Но в 1918–1920 гг. все названные стихи, и слабая пьеска «Рыбак», были нужны, необходимы поэту и как памятки «единственной» дружбы, и как аргумент в споре, в борьбе, как это не парадоксально прозвучит, — за жизнь.
«Рыбак» — переложение сказки, которую герой повести Александр Большаков придумывает для своей племянницы и не отсылает из-за ее мрачности. Ходасевич пересказал ее очень близко к тексту, перенеся в стихотворение фразы, обороты, используя лексику Муни.
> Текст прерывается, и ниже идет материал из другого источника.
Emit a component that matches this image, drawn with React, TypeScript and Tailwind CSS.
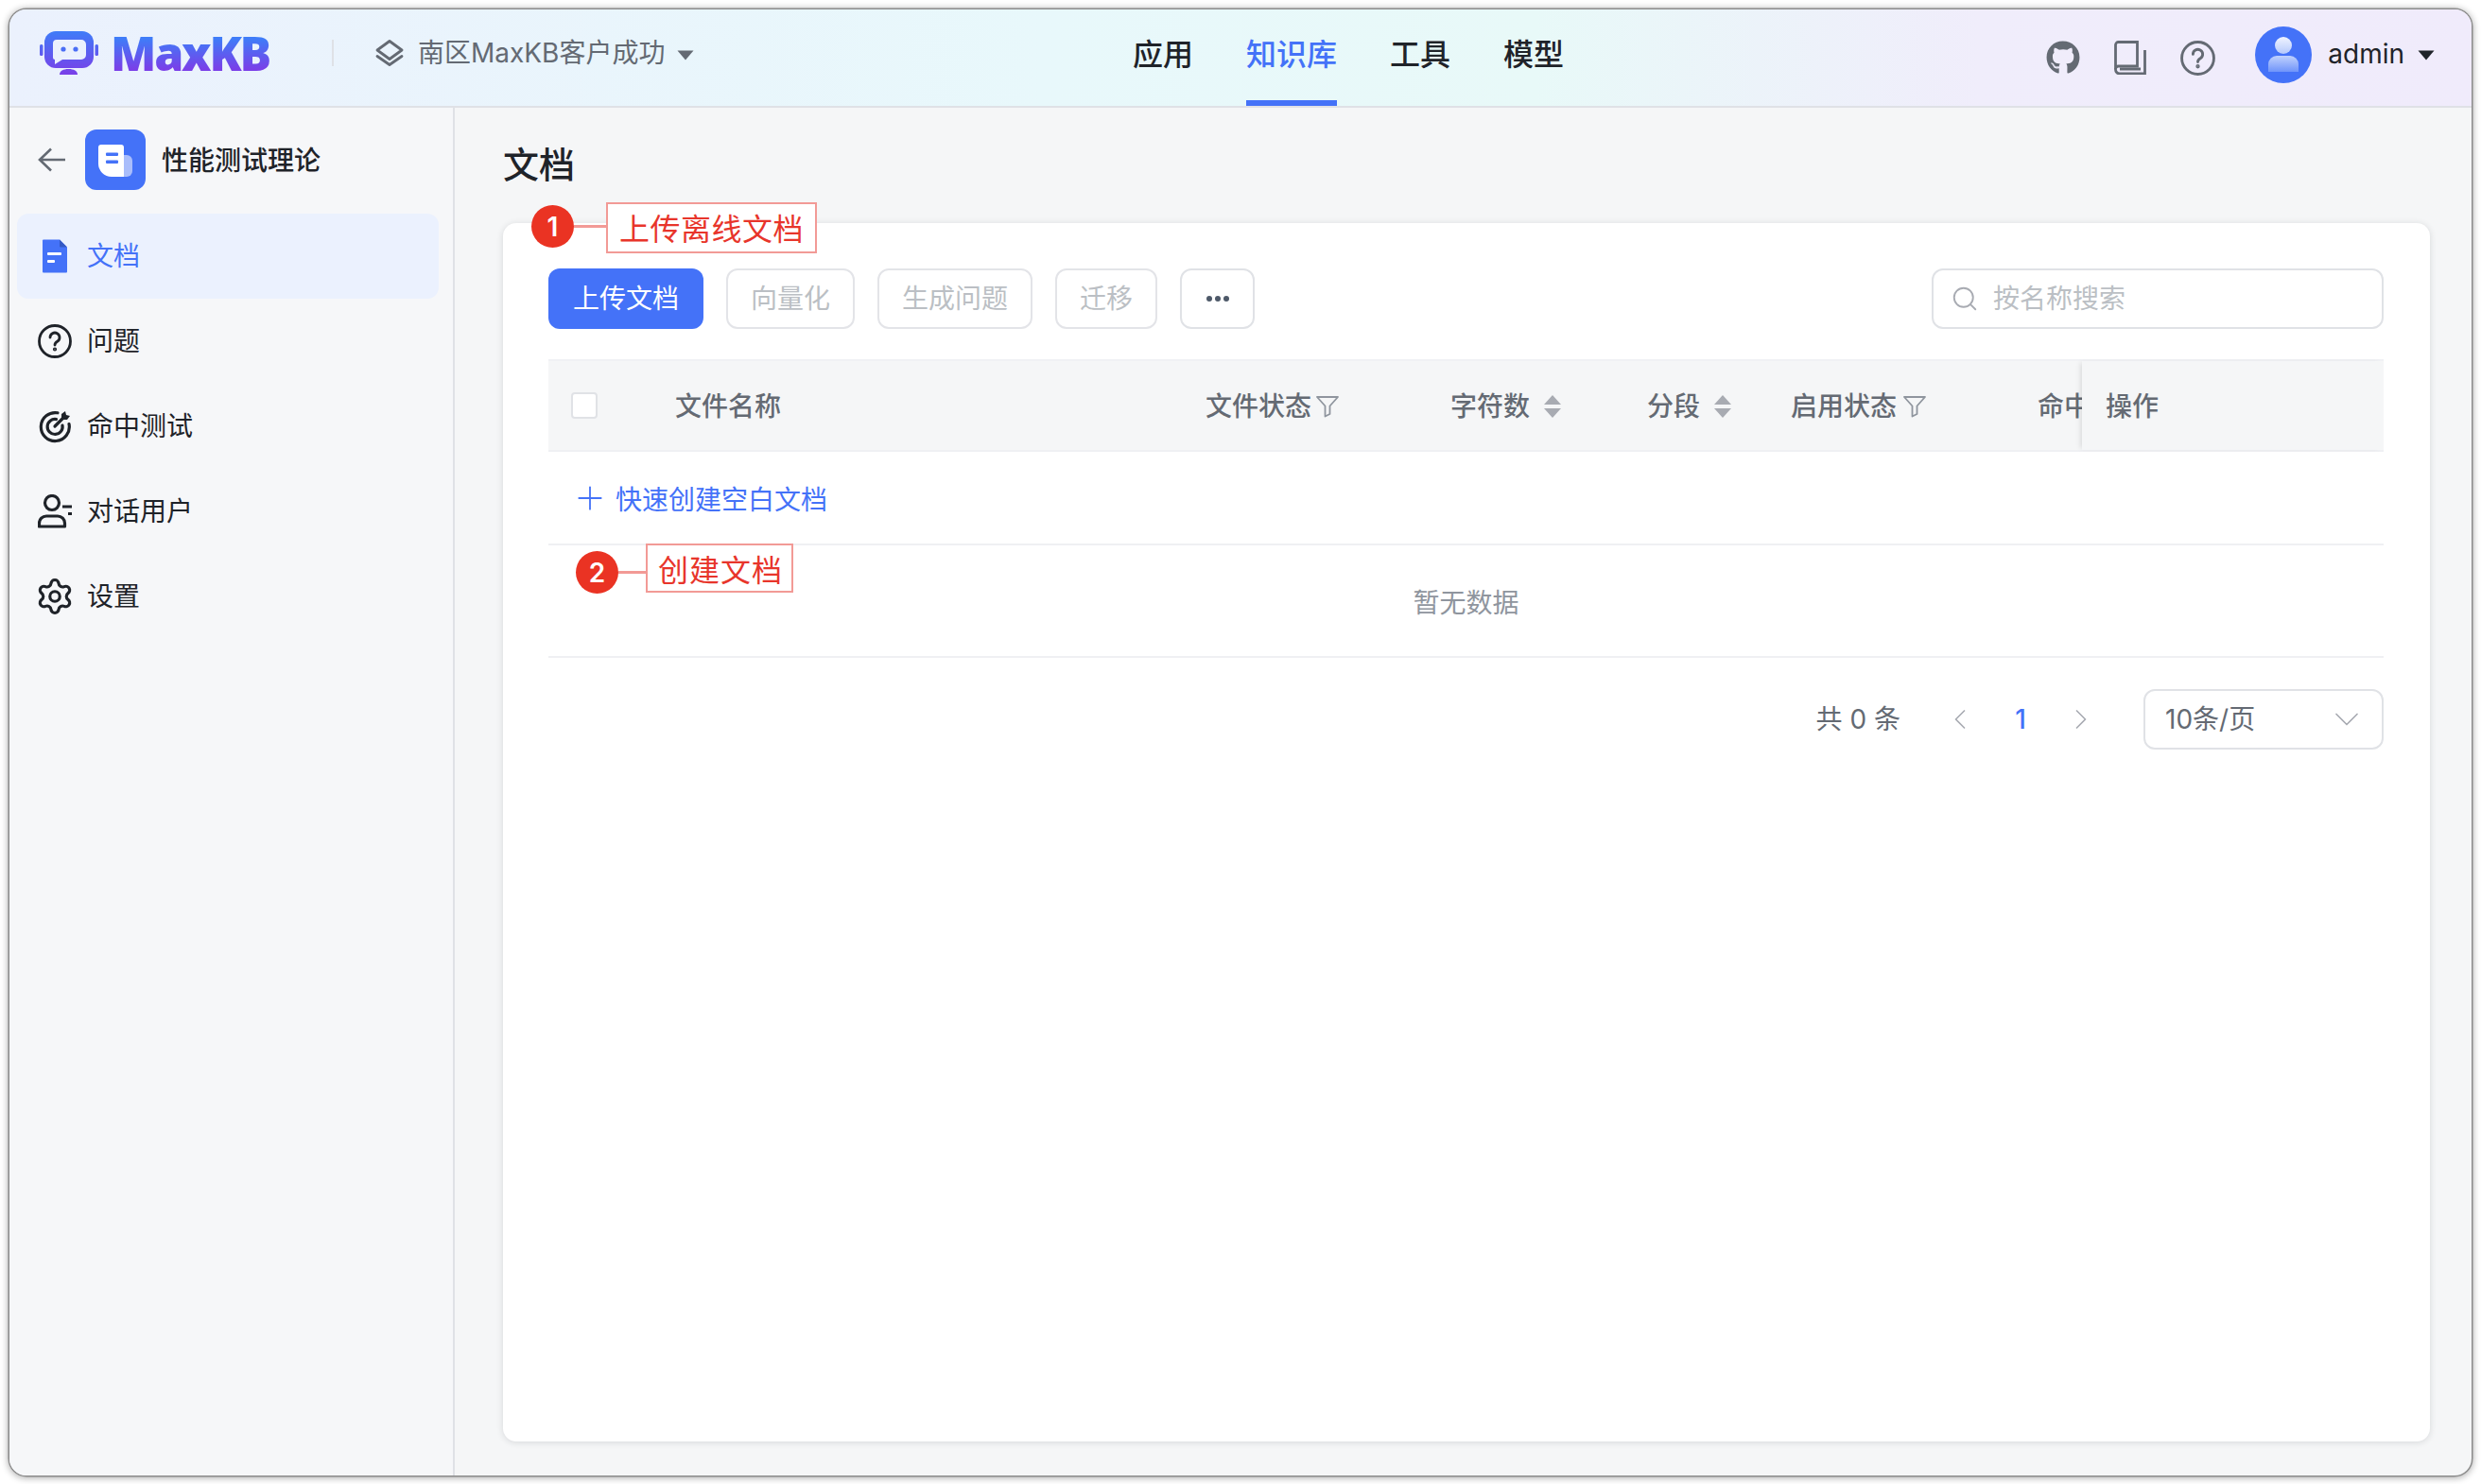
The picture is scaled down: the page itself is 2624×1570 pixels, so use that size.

Он дорисовал космический пейзаж, присоединив к солнцу и звездам луну: «Луна — мой белый поплавок// Над черною водой», контрастом белого и черного подчеркнув любимый им колорит («сделать гравюру»), «авторизовал» пересказ. Но главное, вечный старик-рыбак стал у него певцом, что изменило содержание и эмоциональный строй сказки.
Герой Муни, в сущности, не знает, зачем повторяет свою бесконечную работу, зачем пытается выудить солнце.
Я старик, я — рыбак, и потому не могу объяснить многого из того, что
делаю.
Зачем я хочу выудить солнце с неба?
Привязываю к тончайшей крепкой английской лесе острый крючок, наживляю самой большой звездой и закидываю мою удочку в небесное море. <…> Я хочу поймать солнце.